The spineflower saga won’t fade quickly. The Fish and Wildlife Service, which first identified the plant as a candidate for ESA listing in 1999, currently expects to render its final decision in March.

Interior Secretary Ryan Zinke, like many other Western Republicans, has been critical of how the Endangered Species Act works, and last month his acting FWS director backed "in general" a package of GOP-authored bills that critics say would gut the 1973 law (Greenwire, July 19).

At the same time, the administration has not yet nominated candidates to serve as either the director of FWS or assistant Interior secretary for fish, wildlife and parks, two positions with crucial oversight of the ESA.

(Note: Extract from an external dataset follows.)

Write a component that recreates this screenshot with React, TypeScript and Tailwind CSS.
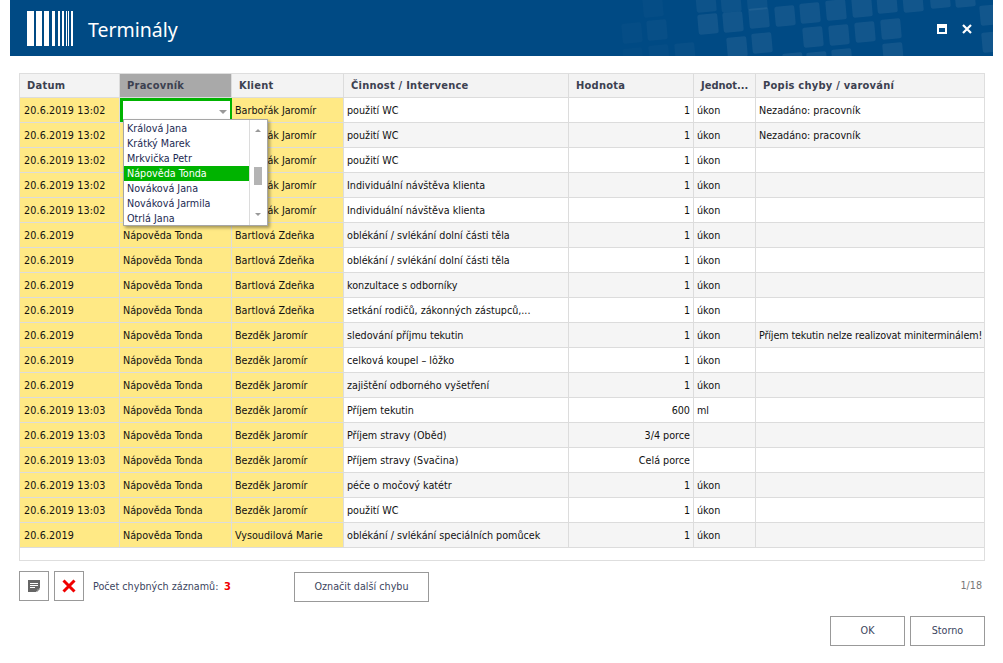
type Row = {
  datum: string;
  pracovnik: string;
  klient: string;
  cinnost: string;
  hodnota: string;
  jednotka: string;
  popis?: string;
};

const barborak = 'Barbořák Jaromír';
const bartlova = 'Bartlová Zdeňka';
const bezdek = 'Bezděk Jaromír';
const tonda = 'Nápověda Tonda';

const rows: Row[] = [
  { datum: '20.6.2019 13:02', pracovnik: '', klient: barborak, cinnost: 'použití WC', hodnota: '1', jednotka: 'úkon', popis: 'Nezadáno: pracovník' },
  { datum: '20.6.2019 13:02', pracovnik: '', klient: barborak, cinnost: 'použití WC', hodnota: '1', jednotka: 'úkon', popis: 'Nezadáno: pracovník' },
  { datum: '20.6.2019 13:02', pracovnik: '', klient: barborak, cinnost: 'použití WC', hodnota: '1', jednotka: 'úkon' },
  { datum: '20.6.2019 13:02', pracovnik: '', klient: barborak, cinnost: 'Individuální návštěva klienta', hodnota: '1', jednotka: 'úkon' },
  { datum: '20.6.2019 13:02', pracovnik: '', klient: barborak, cinnost: 'Individuální návštěva klienta', hodnota: '1', jednotka: 'úkon' },
  { datum: '20.6.2019', pracovnik: tonda, klient: bartlova, cinnost: 'oblékání / svlékání dolní části těla', hodnota: '1', jednotka: 'úkon' },
  { datum: '20.6.2019', pracovnik: tonda, klient: bartlova, cinnost: 'oblékání / svlékání dolní části těla', hodnota: '1', jednotka: 'úkon' },
  { datum: '20.6.2019', pracovnik: tonda, klient: bartlova, cinnost: 'konzultace s odborníky', hodnota: '1', jednotka: 'úkon' },
  { datum: '20.6.2019', pracovnik: tonda, klient: bartlova, cinnost: 'setkání rodičů, zákonných zástupců,...', hodnota: '1', jednotka: 'úkon' },
  { datum: '20.6.2019', pracovnik: tonda, klient: bezdek, cinnost: 'sledování příjmu tekutin', hodnota: '1', jednotka: 'úkon', popis: 'Příjem tekutin nelze realizovat miniterminálem!' },
  { datum: '20.6.2019', pracovnik: tonda, klient: bezdek, cinnost: 'celková koupel – lôžko', hodnota: '1', jednotka: 'úkon' },
  { datum: '20.6.2019', pracovnik: tonda, klient: bezdek, cinnost: 'zajištění odborného vyšetření', hodnota: '1', jednotka: 'úkon' },
  { datum: '20.6.2019 13:03', pracovnik: tonda, klient: bezdek, cinnost: 'Příjem tekutin', hodnota: '600', jednotka: 'ml' },
  { datum: '20.6.2019 13:03', pracovnik: tonda, klient: bezdek, cinnost: 'Příjem stravy (Oběd)', hodnota: '3/4 porce', jednotka: '' },
  { datum: '20.6.2019 13:03', pracovnik: tonda, klient: bezdek, cinnost: 'Příjem stravy (Svačina)', hodnota: 'Celá porce', jednotka: '' },
  { datum: '20.6.2019 13:03', pracovnik: tonda, klient: bezdek, cinnost: 'péče o močový katétr', hodnota: '1', jednotka: 'úkon' },
  { datum: '20.6.2019 13:03', pracovnik: tonda, klient: bezdek, cinnost: 'použití WC', hodnota: '1', jednotka: 'úkon' },
  { datum: '20.6.2019', pracovnik: tonda, klient: 'Vysoudilová Marie', cinnost: 'oblékání / svlékání speciálních pomůcek', hodnota: '1', jednotka: 'úkon' },
];

const workers = ['Králová Jana', 'Krátký Marek', 'Mrkvička Petr', 'Nápověda Tonda', 'Nováková Jana', 'Nováková Jarmila', 'Otrlá Jana'];

// [x, y, opacity] of the tiles in the header picture
const tiles = [
  [653, 7, 0.02], [706, 2, 0.05], [731, 2, 0.05], [757, 0, 0.05],
  [708, 24, 0.07], [733, 22, 0.07], [759, 18, 0.07], [785, 16, 0.07], [810, 13, 0.07], [836, 10, 0.07], [862, 7, 0.07], [887, 3, 0.07], [913, 2, 0.07], [940, -2, 0.07], [965, -3, 0.07], [990, 15, 0.07],
  [632, 33, 0.02], [657, 30, 0.03], [813, 37, 0.07], [839, 35, 0.07], [865, 32, 0.07], [891, 29, 0.07], [992, 42, 0.07],
  [737, 47, 0.07], [762, 43, 0.07], [893, 53, 0.07], [685, 53, 0.03], [659, 55, 0.02], [633, 58, 0.01], [793, 63, 0.07], [817, 62, 0.07], [842, 59, 0.07],
];

const bars = [[27, 7], [36, 6], [44, 5], [52, 3], [58, 2], [62, 2], [66, 1], [68, 1], [71, 1], [72, 1]];

const head = 'flex items-center pt-[1px] pl-[7px] border-r border-[#dcdcdc] whitespace-nowrap overflow-hidden';
const cell = 'flex items-center pt-[3px] border-r border-[#dcdcdc] whitespace-nowrap overflow-hidden';

function App() {
  return (
    <div className="w-[1003px] h-[663px] bg-white overflow-hidden text-[10.7px] text-[#111] font-['DejaVu_Sans_Condensed','DejaVu_Sans',sans-serif]">
      {/* Title bar */}
      <div className="relative mx-[10px] h-[56px] bg-[#004a84] flex items-center overflow-hidden">
        <svg className="absolute left-[-10px] top-0" width="1003" height="56">
          {tiles.map(([x, y, o]) => (
            <rect key={`${x}-${y}`} x={x - 10} y={y - 10} width="20" height="20" rx="2" fill="#fff" fillOpacity={o} transform={`rotate(-5 ${x} ${y})`} />
          ))}
          {bars.map(([x, w]) => (
            <rect key={x} x={x} y="11" width={w} height="35" fill="#fff" />
          ))}
        </svg>
        <span className="relative ml-[78px] mt-[4px] text-[19.5px] text-white font-['Noto_Sans',sans-serif]">Terminály</span>
        <div className="relative ml-auto mr-[21px] mt-[2px] flex items-center gap-[15px]">
          <svg width="10" height="10" viewBox="0 0 10 10">
            <path d="M0 0h10v10H0z M2 4v4h6V4z" fill="#fff" fillRule="evenodd" />
          </svg>
          <svg width="10" height="10" viewBox="0 0 10 10">
            <path d="M1 1l8 8M9 1l-8 8" stroke="#fff" strokeWidth="2.2" />
          </svg>
        </div>
      </div>

      {/* Grid */}
      <div className="relative ml-[19px] mt-[17px] w-[966px] h-[488px] border border-[#dedede]">
        <div className="grid grid-cols-[100px_112px_112px_225px_125px_62px_228px] h-[24px] border-b border-[#dcdcdc] bg-[#f3f3f3] font-bold text-[11px] tracking-[0.25px] text-[#3c4150]">
          <div className={head}>Datum</div>
          <div className={`${head} bg-[#a9a9a9]`}>Pracovník</div>
          <div className={head}>Klient</div>
          <div className={head}>Činnost / Intervence</div>
          <div className={head}>Hodnota</div>
          <div className={`${head} tracking-normal`}>Jednot...</div>
          <div className={`${head} border-r-0`}>Popis chyby / varování</div>
        </div>
        {rows.map((r, i) => (
          <div
            key={i}
            className={`grid grid-cols-[100px_112px_112px_225px_125px_62px_228px] h-[25px] border-b border-[#dcdcdc] ${i % 2 ? 'bg-[#f5f5f5]' : 'bg-white'}`}
          >
            <div className={`${cell} pl-[4px] bg-[#ffe985] tracking-[0.12px]`}>{r.datum}</div>
            {i === 0 ? (
              <div className="flex items-center justify-end border-[3px] border-b-0 border-[#00b300] bg-white pr-[3px] -mr-[1px]">
                <div className="w-0 h-0 border-x-[4px] border-x-transparent border-t-[4px] border-t-[#999]" />
              </div>
            ) : (
              <div className={`${cell} pl-[3px] bg-[#ffe985]`}>{r.pracovnik}</div>
            )}
            <div className={`${cell} pl-[3px] bg-[#ffe985]`}>{r.klient}</div>
            <div className={`${cell} pl-[3px]`}>{r.cinnost}</div>
            <div className={`${cell} justify-end pr-[3px]`}>{r.hodnota}</div>
            <div className={`${cell} pl-[3px]`}>{r.jednotka}</div>
            <div className={`${cell} pl-[3px] border-r-0 ${i === 9 ? 'tracking-[-0.12px]' : ''}`}>{r.popis}</div>
          </div>
        ))}

        {/* Open combo list */}
        <div className="absolute left-[103px] top-[45px] w-[145px] h-[107px] flex bg-white border border-[#a6a6a6] shadow-[2px_2px_3px_rgba(0,0,0,0.35)]">
          <div className="w-[125px] pt-[1px]">
            {workers.map((w) => (
              <div
                key={w}
                className={`h-[15px] leading-[15px] pl-[3px] ${w === tonda ? 'bg-[#00b300] text-white' : 'text-[#1c2a52]'}`}
              >
                {w}
              </div>
            ))}
          </div>
          <div className="relative flex-1 border-l border-[#dcdcdc]">
            <div className="absolute left-[5px] top-[9px] w-0 h-0 border-x-[3px] border-x-transparent border-b-[3px] border-b-[#999]" />
            <div className="absolute left-[4px] top-[47px] w-[8px] h-[18px] bg-[#b4b4b4]" />
            <div className="absolute left-[5px] bottom-[9px] w-0 h-0 border-x-[3px] border-x-transparent border-t-[3px] border-t-[#999]" />
          </div>
        </div>
      </div>

      {/* Footer */}
      <div className="ml-[19px] mr-[21px] mt-[9px] h-[32px] flex items-center text-[#3c4560]">
        <button className="w-[30px] h-[30px] flex items-center justify-center border border-[#999] bg-white">
          <svg width="12" height="12" viewBox="0 0 12 12">
            <path d="M0 0h12v8l-4 4H0z" fill="#666" />
            <path d="M2 3.5h8M2 5.5h8M2 7.5h5" stroke="#fff" />
            <path d="M9 9h3l-3 3z" fill="#888" />
          </svg>
        </button>
        <button className="ml-[5px] w-[30px] h-[30px] flex items-center justify-center border border-[#999] bg-white">
          <svg width="14" height="14" viewBox="0 0 14 14">
            <path d="M1.5 1.5l11 11M12.5 1.5l-11 11" stroke="#f00000" strokeWidth="3" />
          </svg>
        </button>
        <span className="ml-[9px] mt-[3px] w-[131px] whitespace-nowrap">Počet chybných záznamů:</span>
        <span className="mt-[3px] w-[70px] font-bold text-[11px] text-[#f00000]">3</span>
        <button className="mt-[2px] w-[135px] h-[30px] border border-[#999] bg-white">Označit další chybu</button>
        <span className="ml-auto text-[#777]">1/18</span>
      </div>
      <div className="mr-[18px] mt-[14px] flex justify-end gap-[5px] text-[#3c4560]">
        <button className="w-[75px] h-[30px] border border-[#999] bg-white">OK</button>
        <button className="w-[75px] h-[30px] border border-[#999] bg-white">Storno</button>
      </div>
    </div>
  );
}

export default App;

Until now, Trump administration officials have essentially been dealing with an inherited backlog. Though they have delisted a previously listed species, the Wyoming gray wolf, and downgraded the manatee from endangered to threatened, they have not initiated and finalized a new listing.

The last ESA final listing was for the rusty patched bumblebee, which was initially published Jan. 11, nine days before the Obama administration ended. The protections were scheduled to take effect in February but were instead delayed until March 21.

Still, agency officials moved relatively quickly on the rusty patched bumblebee, following receipt of a listing petition in 2013 and subsequent litigation. The spineflower decision has taken much longer.

The San Fernando Valley spineflower is a low-growing herbaceous annual plant now found in two general Southern California locations, in Ventura and Los Angeles counties. Its abundance is unclear.

"Because of the fluctuation in occupied area and population numbers and the different methodologies used to conduct surveys, we are not able to determine if the population is stable or increasing or decreasing at this time," FWS noted last fall.

Some of the plants are found in the vicinity of an ambitious development called Newhall Ranch, long proposed by Newhall Land and Farming Co., now a subsidiary of Five Point Holdings. The company has already taken steps to protect the plant, including setting aside preserves and funding for management.

The spineflower is also already listed under California’s Endangered Species Act.

"The federal listing of spineflower is not warranted at this time, particularly given the adequacy of existing protections," Matt Carpenter, a Five Points vice president, wrote FWS in November.

The company has long been a force to reckon with in California. It is represented in Washington by Ferguson Group lobbyist Mark Limbaugh, who formerly served as deputy commissioner of the Bureau of Reclamation and as assistant Interior secretary for water and science.

The initial public comment period that ended in November drew few responses, but citing "scientific uncertainty" and "substantial disagreement among peer reviewers," FWS last month reopened it for the renewed period that ends Friday.

"The service extended the deadline … to investigate scientific disagreement regarding the potential impact of Argentine ant invasion on the pollination ecology of the spineflower," the agency stated, adding that "there is also scientific uncertainty related to the establishment of spineflower populations into suitable, unoccupied areas using seeds."